Crater formation and erosion

[t00fri]

Don,

despite the graphical beauty of your work, I see the following issue:

You used essentially /today's/ Mars texture that is full of craters and filled it with water in the lower areas.

However Mars' atmospheric pressure is only about 1% of that on Earth. One implication of this is that many asteroids have made it down to Mars' surface in the course of time without being destroyed by the heat due to friction with the atmosphere. This is dramatically confirmed in present day Mars 'surface: a dense crater landscape. So the low atmospheric pressure and the richness in craters matches in case of Mars.

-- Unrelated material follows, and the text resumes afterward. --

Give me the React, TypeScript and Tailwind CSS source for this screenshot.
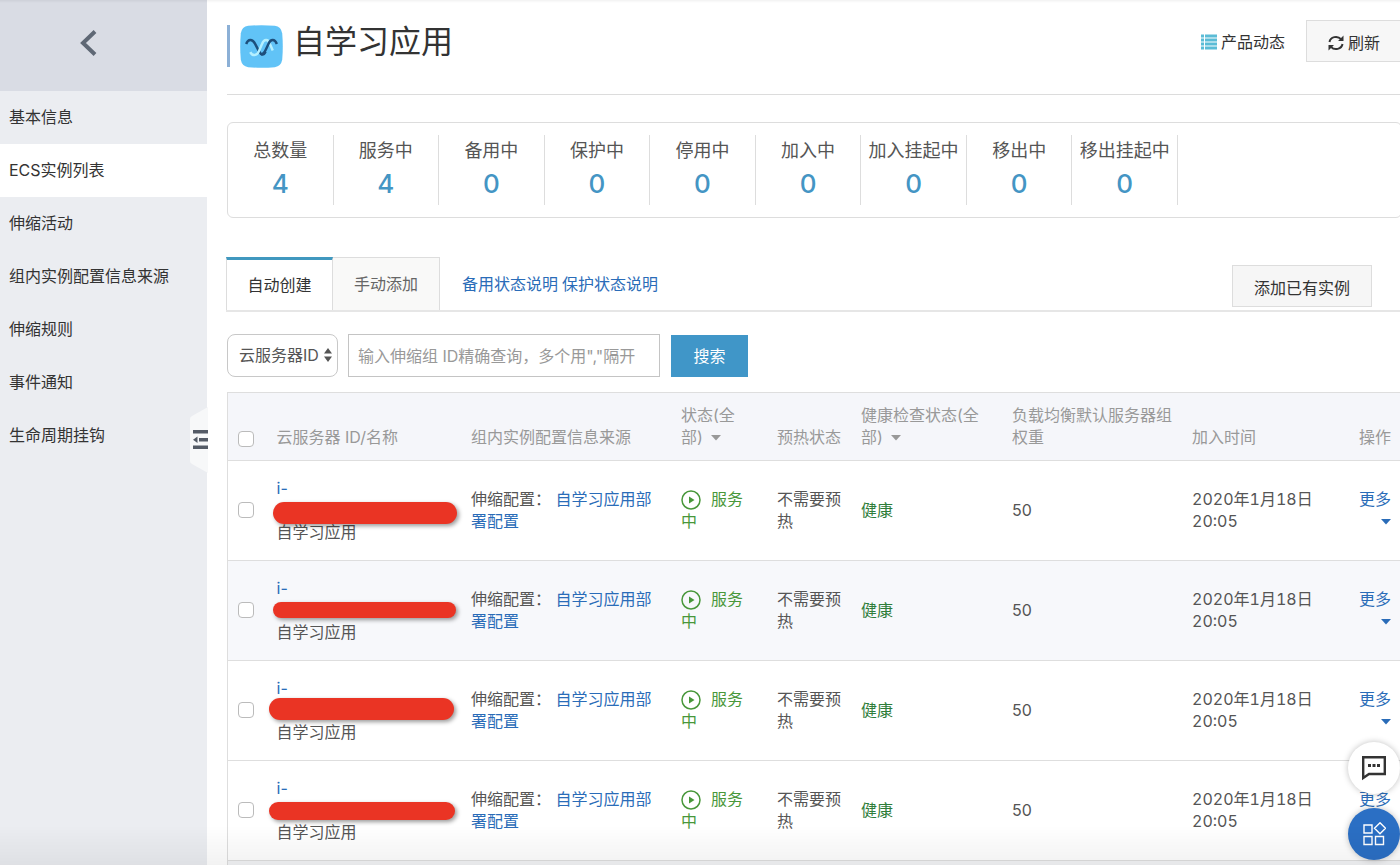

On the other hand, your terraformed Mars appears to have a much denser atmosphere more or less like Earth, I'd suppose. Now because of that dense atmosphere the Earth surface is NOT a crater landscape as we know very well...

So how did so many asteroids at the (early) times of your terraformed Mars make it through the dense atmosphere to hit the ground before burning away??

See my point?

Bye Fridger

[Cham]

Fridger,

the explication is simple : this terraformed Mars is from the future, not in the past.

[t00fri]

Fridger,

the explication is simple : this terraformed Mars is from the future, not in the past.

OK, thanks, I obviously don't read enough SciFi stuff these days. I thought the idea was that a long time ago, Mars had a dense, earthlike atmosphere and plenty of water as recent findings seem to suggest.

Bye Fridger

[ajtribick]

The textures are amazing, this is spectacular work here (though I fear that like the HD 28185 add-on, my hardware will not be up to the task)

An interesting question to ponder, tangentially related to Fridger's question, is how long it would take for erosion to remove traces of the craters.

[Dollan]

I'm willing to guess that ersosional processes would need a few hundred thousand years to erase most of the smaller and mid-sized craters. The large ones would likely need a few million years. All of that is supposing that the terrafomration of Mars would create a self-sustaining geological cycle; even then, a lot of the features would probably last a long time. After all, even some realtively small craters on Earth are tens of million of years old.

I think that even a fully active Mars would retain a cratered face for a long, long time.

...John...

[Spaceman Spiff]

Off-topic, but I detect a slight misconception:

One implication of this is that many asteroids have made it down to Mars' surface in the course of time without being destroyed by the heat due to friction with the atmosphere.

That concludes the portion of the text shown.